→ SET PROBLEM:
Quote the data exactly, first line to the line containing "const GREY = '#6b6b6b';", with no pictures.

→ GIVEN DATA:
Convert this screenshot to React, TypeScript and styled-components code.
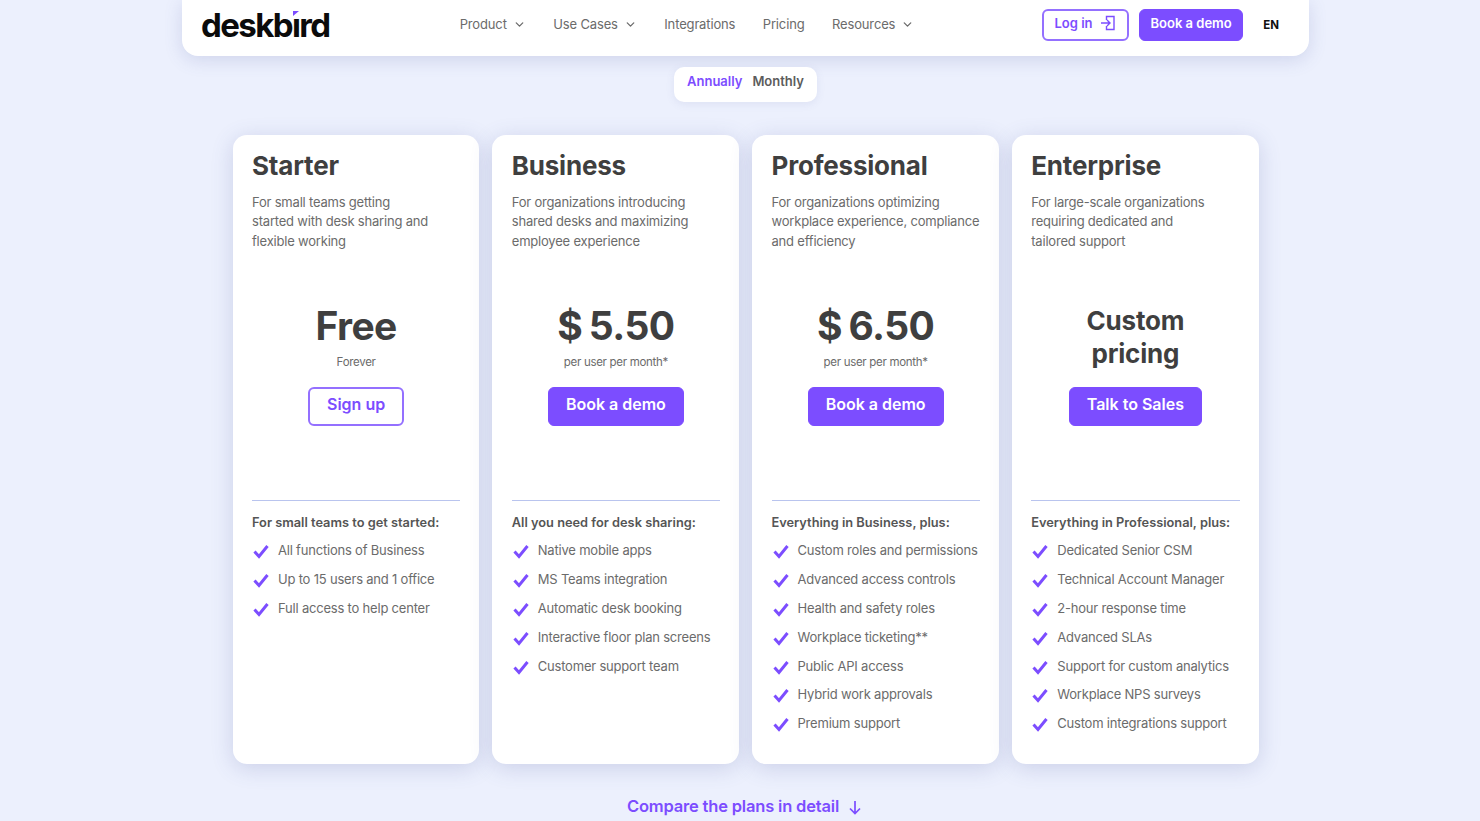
import React from 'react';
import styled, { createGlobalStyle } from 'styled-components';
import { ChevronDown } from 'lucide-react';

const PURPLE = '#7c4dff';
const INK = '#3f3f3f';
const GREY = '#6b6b6b';

interface Plan {
  name: string;
  blurb: string[];
  price: string[];
  note?: string;
  cta: string;
  outline?: boolean;
  heading: string;
  items: string[];
}

const plans: Plan[] = [
  {
    name: 'Starter',
    blurb: ['For small teams getting', 'started with desk sharing and', 'flexible working'],
    price: ['Free'],
    note: 'Forever',
    cta: 'Sign up',
    outline: true,
    heading: 'For small teams to get started:',
    items: ['All functions of Business', 'Up to 15 users and 1 office', 'Full access to help center'],
  },
  {
    name: 'Business',
    blurb: ['For organizations introducing', 'shared desks and maximizing', 'employee experience'],
    price: ['$ 5.50'],
    note: 'per user per month*',
    cta: 'Book a demo',
    heading: 'All you need for desk sharing:',
    items: [
      'Native mobile apps',
      'MS Teams integration',
      'Automatic desk booking',
      'Interactive floor plan screens',
      'Customer support team',
    ],
  },
  {
    name: 'Professional',
    blurb: ['For organizations optimizing', 'workplace experience, compliance', 'and efficiency'],
    price: ['$ 6.50'],
    note: 'per user per month*',
    cta: 'Book a demo',
    heading: 'Everything in Business, plus:',
    items: [
      'Custom roles and permissions',
      'Advanced access controls',
      'Health and safety roles',
      'Workplace ticketing**',
      'Public API access',
      'Hybrid work approvals',
      'Premium support',
    ],
  },
  {
    name: 'Enterprise',
    blurb: ['For large-scale organizations', 'requiring dedicated and', 'tailored support'],
    price: ['Custom', 'pricing'],
    cta: 'Talk to Sales',
    heading: 'Everything in Professional, plus:',
    items: [
      'Dedicated Senior CSM',
      'Technical Account Manager',
      '2-hour response time',
      'Advanced SLAs',
      'Support for custom analytics',
      'Workplace NPS surveys',
      'Custom integrations support',
    ],
  },
];

const GlobalStyle = createGlobalStyle`
  html, body {
    margin: 0;
    height: 821px;
    overflow: hidden;
    background: #ecf0fd;
    font-family: Inter, "Liberation Sans", sans-serif;
  }
  * { box-sizing: border-box; }
`;

const Page = styled.div`
  width: 1480px;
  height: 821px;
  overflow: hidden;
  padding-left: 11px;
  display: flex;
  flex-direction: column;
  align-items: center;
`;

const Nav = styled.header`
  width: 1127px;
  height: 56px;
  flex: none;
  background: #fff;
  border-radius: 0 0 16px 16px;
  box-shadow: 0 4px 18px rgba(80, 90, 160, 0.18);
  display: flex;
  align-items: center;
  padding: 0 30px 7px 19px;
`;

const Logo = styled.div`
  position: relative;
  width: 240px;
  margin-top: 1px;
  font-size: 33px;
  line-height: 36px;
  font-weight: 700;
  letter-spacing: -1.6px;
  color: #0b0b0b;
`;

const LogoMark = styled.svg`
  position: absolute;
  left: 90px;
  top: 3px;
  width: 9px;
  height: 7px;
  background: #fff;
`;

const NavLinks = styled.nav`
  width: 583px;
  margin: -1px 0 0 19px;
  display: flex;
  align-items: center;
  gap: 27.5px;
`;

const NavLink = styled.span`
  display: inline-flex;
  align-items: center;
  gap: 6px;
  font-size: 13px;
  letter-spacing: -0.15px;
  color: ${GREY};
`;

const NavRight = styled.div`
  display: flex;
  align-items: center;
  gap: 10px;
  margin-left: auto;
`;

const SmallButton = styled.span<{ $outline?: boolean }>`
  height: 32px;
  display: inline-flex;
  align-items: center;
  gap: 8px;
  padding: 0 10.5px 3px;
  border-radius: 6px;
  white-space: nowrap;
  font-size: 13px;
  font-weight: 600;
  color: ${(p) => (p.$outline ? PURPLE : '#fff')};
  background: ${(p) => (p.$outline ? '#fff' : PURPLE)};
  border: ${(p) => (p.$outline ? '2px solid #9470ff' : `1.5px solid ${PURPLE}`)};
`;

const Lang = styled.span`
  margin-left: 10px;
  font-size: 11.5px;
  font-weight: 700;
  color: #111;
`;

const Toggle = styled.div`
  flex: none;
  margin-top: 11px;
  width: 143px;
  height: 35px;
  background: #fff;
  border-radius: 10px;
  box-shadow: 0 2px 8px rgba(90, 100, 160, 0.1);
  display: flex;
  align-items: center;
  justify-content: center;
  gap: 10px;
  padding-bottom: 7px;
  font-size: 13px;
  font-weight: 600;
`;

const ToggleOption = styled.span<{ $active?: boolean }>`
  color: ${(p) => (p.$active ? PURPLE : '#5c5c5c')};
`;

const Cards = styled.main`
  flex: none;
  margin-top: 33px;
  display: grid;
  grid-template-columns: repeat(4, 246.75px);
  column-gap: 13px;
`;

const Card = styled.section`
  height: 628.5px;
  background: #fff;
  border-radius: 14px;
  box-shadow: 0 4px 22px rgba(70, 80, 150, 0.2);
  padding: 13px 19px 0 19.5px;
  display: flex;
  flex-direction: column;
`;

const PlanName = styled.h2`
  margin: 0;
  height: 36px;
  font-size: 26px;
  line-height: 36px;
  font-weight: 700;
  letter-spacing: -0.2px;
  color: ${INK};
`;

const Blurb = styled.p`
  margin: 8.5px 0 0;
  height: 98.5px;
  font-size: 13px;
  line-height: 19.5px;
  letter-spacing: -0.2px;
  color: ${GREY};
`;

const BlurbLine = styled.span`
  display: block;
  white-space: nowrap;
`;

const PriceBox = styled.div`
  height: 82px;
  display: flex;
  flex-direction: column;
  align-items: center;
  justify-content: flex-start;
  text-align: center;
`;

const Price = styled.div<{ $small?: boolean }>`
  margin-top: ${(p) => (p.$small ? '13px' : '11px')};
  font-size: ${(p) => (p.$small ? '26px' : '39px')};
  line-height: ${(p) => (p.$small ? '33px' : '48px')};
  font-weight: 700;
  letter-spacing: ${(p) => (p.$small ? '-0.2px' : '-0.6px')};
  word-spacing: -2px;
  color: ${INK};
`;

const Note = styled.div`
  margin-top: 4px;
  font-size: 11.5px;
  line-height: 16px;
  letter-spacing: -0.3px;
  color: ${GREY};
`;

const CtaRow = styled.div`
  margin-top: 14px;
  display: flex;
  justify-content: center;
`;

const Cta = styled.span<{ $outline?: boolean }>`
  height: 39px;
  display: inline-flex;
  align-items: center;
  justify-content: center;
  padding: 0 17px 5px;
  border-radius: 6px;
  border: ${(p) => (p.$outline ? '2px solid #9470ff' : `1.5px solid ${PURPLE}`)};
  font-size: 16px;
  font-weight: 600;
  color: ${(p) => (p.$outline ? PURPLE : '#fff')};
  background: ${(p) => (p.$outline ? '#fff' : PURPLE)};
`;

const Divider = styled.hr`
  width: 100%;
  margin: 74px 0 0;
  border: 0;
  border-top: 1px solid #b9c4ee;
`;

const FeatureHeading = styled.h3`
  margin: 13px 0 0;
  height: 18px;
  font-size: 12.8px;
  line-height: 18px;
  font-weight: 600;
  color: #555;
`;

const FeatureList = styled.ul`
  list-style: none;
  margin: 9px 0 0;
  padding: 0;
`;

const Feature = styled.li`
  height: 28.9px;
  display: flex;
  align-items: flex-start;
  gap: 8px;
  font-size: 13px;
  line-height: 18px;
  letter-spacing: -0.2px;
  color: ${GREY};
  white-space: nowrap;
`;

const Check = styled.svg`
  flex: none;
  width: 18px;
  height: 18px;
  margin-top: 1px;
`;

const Compare = styled.div`
  flex: none;
  margin: 32.5px 0 0 -2px;
  display: flex;
  align-items: center;
  gap: 9px;
  font-size: 16.5px;
  line-height: 20px;
  font-weight: 600;
  letter-spacing: -0.18px;
  color: ${PURPLE};
`;

function CheckIcon() {
  return (
    <Check viewBox="0 0 18 18" fill="none">
      <path d="M2.5 9.5 L7 14.5 L15.5 4" stroke={PURPLE} strokeWidth="3" strokeLinejoin="miter" />
    </Check>
  );
}

function LoginIcon() {
  return (
    <svg width="16" height="16" viewBox="0 0 16 16" fill="none" stroke={PURPLE} strokeWidth="1.4">
      <path d="M6.5 5 V1.5 H14 V14.5 H6.5 V11" />
      <path d="M1 8 H10 M7 5 L10 8 L7 11" />
    </svg>
  );
}

function ArrowDownIcon() {
  return (
    <svg width="14" height="15" viewBox="0 0 14 15" fill="none" stroke={PURPLE} strokeWidth="1.7" style={{ marginTop: 3 }}>
      <path d="M7 1 V13.5 M2 8.5 L7 13.5 L12 8.5" />
    </svg>
  );
}

function PlanCard({ plan }: { plan: Plan }) {
  return (
    <Card>
      <PlanName>{plan.name}</PlanName>
      <Blurb>
        {plan.blurb.map((line) => (
          <BlurbLine key={line}>{line}</BlurbLine>
        ))}
      </Blurb>
      <PriceBox>
        <Price $small={plan.price.length > 1}>
          {plan.price.map((line) => (
            <div key={line}>{line}</div>
          ))}
        </Price>
        {plan.note && <Note>{plan.note}</Note>}
      </PriceBox>
      <CtaRow>
        <Cta $outline={plan.outline}>{plan.cta}</Cta>
      </CtaRow>
      <Divider />
      <FeatureHeading>{plan.heading}</FeatureHeading>
      <FeatureList>
        {plan.items.map((item) => (
          <Feature key={item}>
            <CheckIcon />
            {item}
          </Feature>
        ))}
      </FeatureList>
    </Card>
  );
}

export default function App() {
  return (
    <Page>
      <GlobalStyle />
      <Nav>
        <Logo>
          deskbird
          <LogoMark viewBox="0 0 9 7">
            <path d="M2 1 H8 L2 6 Z" fill={PURPLE} />
          </LogoMark>
        </Logo>
        <NavLinks>
          <NavLink>
            Product <ChevronDown size={13} strokeWidth={2.4} />
          </NavLink>
          <NavLink>
            Use Cases <ChevronDown size={13} strokeWidth={2.4} />
          </NavLink>
          <NavLink>Integrations</NavLink>
          <NavLink>Pricing</NavLink>
          <NavLink>
            Resources <ChevronDown size={13} strokeWidth={2.4} />
          </NavLink>
        </NavLinks>
        <NavRight>
          <SmallButton $outline>
            Log in <LoginIcon />
          </SmallButton>
          <SmallButton>Book a demo</SmallButton>
          <Lang>EN</Lang>
        </NavRight>
      </Nav>
      <Toggle>
        <ToggleOption $active>Annually</ToggleOption>
        <ToggleOption>Monthly</ToggleOption>
      </Toggle>
      <Cards>
        {plans.map((plan) => (
          <PlanCard key={plan.name} plan={plan} />
        ))}
      </Cards>
      <Compare>
        Compare the plans in detail <ArrowDownIcon />
      </Compare>
    </Page>
  );
}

→ TASK RESULT:
Convert this screenshot to React, TypeScript and styled-components code.
import React from 'react';
import styled, { createGlobalStyle } from 'styled-components';
import { ChevronDown } from 'lucide-react';

const PURPLE = '#7c4dff';
const INK = '#3f3f3f';
const GREY = '#6b6b6b';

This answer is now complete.